Sinn Fein, an Irish republican party that seeks unification with Ireland, opposed Brexit and pressed for an open border with the European Union. On Feb. 27, Britain and the EU struck a trade agreement that kept Northern Ireland largely part of Europe’s single market, which O’Neill said she supports.

But the Democratic Unionist Party (DUP), the national conservative party that supported Brexit, has refused to cooperate with a power-sharing agreement over its opposition to the open-border deal, known as the Northern Ireland Protocol. DUP's leader, Sir Jeffrey Donaldson, spoke at the National Press Club Thursday.

Just as Biden had personally pushed the sides to resolve its messy trade dispute, O’Neill said, “the president would encourage all of the parties to work together” on a governing coalition.

The government would face a cascade of problems: high cost of living, labor union strikes, declining education services and a health service that has been brought “to its knees” by austerity measures imposed by Britain's conservative government, she said.

Sein Fein’s rise to prominence reflects, in part, a dissatisfaction with British conservatives, known as Tories, which have cut funding to North Ireland for 12 years, O’Neill said.

“We’re faced with decisions, as locally elected ministers, to try to mitigate the worst impact of Tory austerity,” O’Neill said. Brexit has been “an eye-opener for people” to realize “the British government can take decisions so fundamental as that, and take you out of the EU without your consent.”

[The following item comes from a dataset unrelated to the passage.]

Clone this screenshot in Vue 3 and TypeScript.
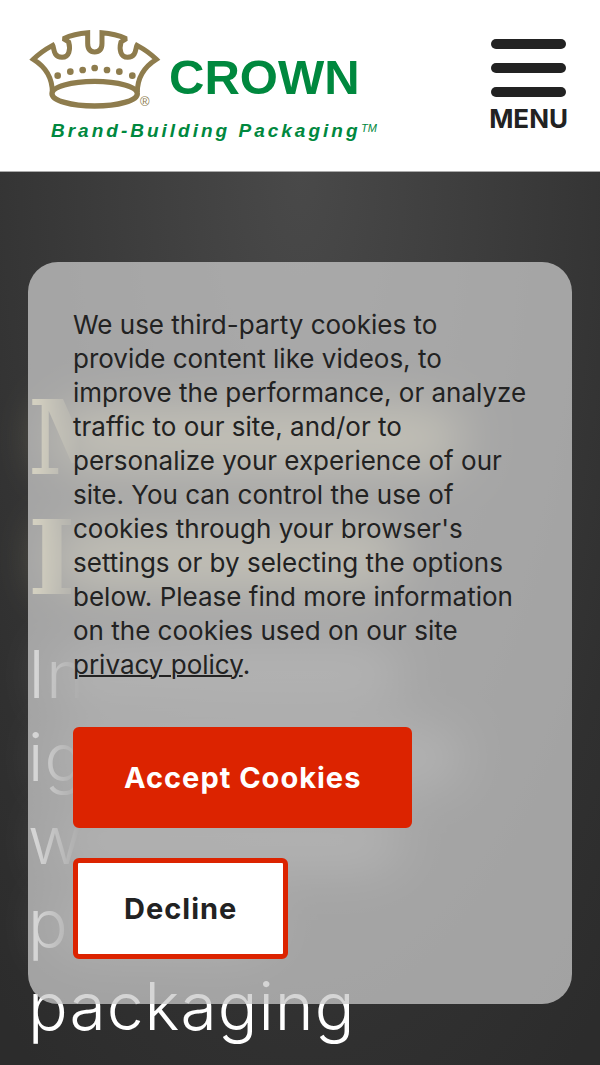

While being a devout Irish nationalist, O’Neill pledged to to be a “first minister for all.” She praised the “pragmatism” of British Prime Minister Rishi Sunak in forging the EU trade agreement after his predecessors, Liz Truss and Boris Johnson, reneged on deals.

She said the Good Friday Agreement was ironclad, and “there’s no going backwards.”

“In this 25th anniversary year, we need to be making politics work,” O’Neill said. “Power sharing is the only show in town.”

“Despite all of the challenging politics of the north of Ireland, there’s no doubt it is one of the most successful peace accords,” she added. “It’s been a lasting – a challenging, but a lasting, peace.”